I used to love figuring out what my parents were doing when they were my age. It can really give a new perspective. At eighteen, I thought about my parents getting married at that same age, and felt very young. When I was twenty, I thought "This is how old my birth mother was when she had me" and suddenly, I could empathize with what a sudden pregnancy did to her life. When I was 26, and getting married, I realized that mom had an eight year old, and was adopting a two year old at 26. At thirty, my parents had 3 children, ages 12, 6, and 4. When he was my age, my father started molesting me, his 11 year old daughter. Suddenly, one of my favourite games is not so fun. I don't like the new perspective, and I don't want to make him seem human, like me.
I look at my husband, and try to imagine how someone like him, the age of his friends, could touch an 11 year old girl. How could a man beginning his ministerial career think God would forgive him, over and over, if he just knelt next to his daughter's bed and prayed. He had a wife, a teenager, two younger girls. What made me stand out? What convinced him I would be quiet?
For years, I've quietly put those parts of my life away, tucked into a dark corner. I thought I had forgiven him. In my mind, he has always been an indefinite age, a distant shadow from a different time.
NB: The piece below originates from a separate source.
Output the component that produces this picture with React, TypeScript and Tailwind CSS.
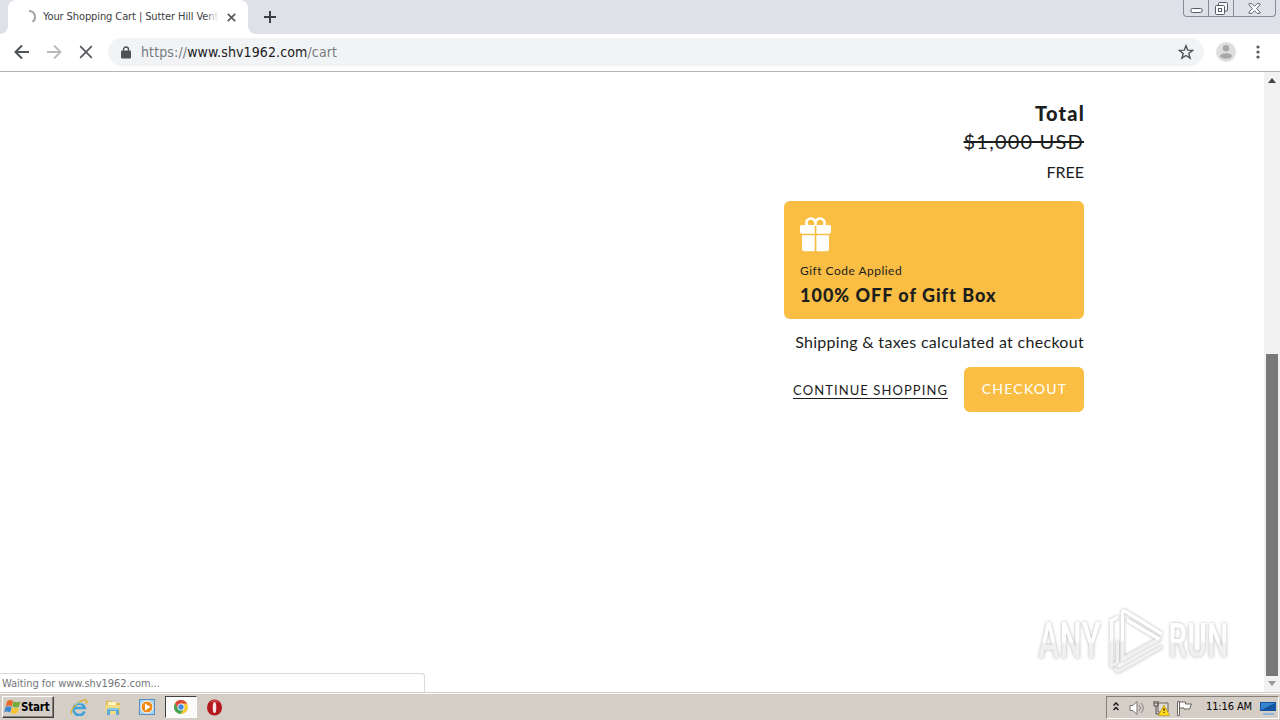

Now, I am there. The same place in life. Beginning a career, a family, a home.
I cannot fathom what went through his mind the first night he came to my room. I know he planned it. I know he had carefully set the groundwork in place, checked my reactions, eased into the situation. He justified each step to himself, to me, and ultimately, to his God. "It's important for children to know what adults look like naked" He explained to mom, after I told her I had seen him change his underwear. She turned to me. "Well, you should have known better and left the room". That was the last time I told her.
Each step was carefully checked and re-checked, to make sure I wouldn't crack. The increments were small to reduce the chances of shocking me into talking. If seeing is okay, then touching must be fine. One finger is all right, so a child-size hand wrapped around an adult should be no problem. And so it went. For years and years, an entire adolescence defined by Time within his reach, versus Blessed time away.
It's been many years since then, and until this week I thought I had let go of the anger, but I was wrong. Very, very wrong. I have so much anger I don't know what to do with it, or how to get it out before it consumes me. I had managed to reduce him to a ghost, a faded snapshot, another world. Now, thanks to my "at this age" game, I'm being forced to see him as a contemporary. He is suddenly so very, painfully real to me. He was someone's husband. He had friends, the same age as my friends. He had car payments, a house, a life. He was a Daddy.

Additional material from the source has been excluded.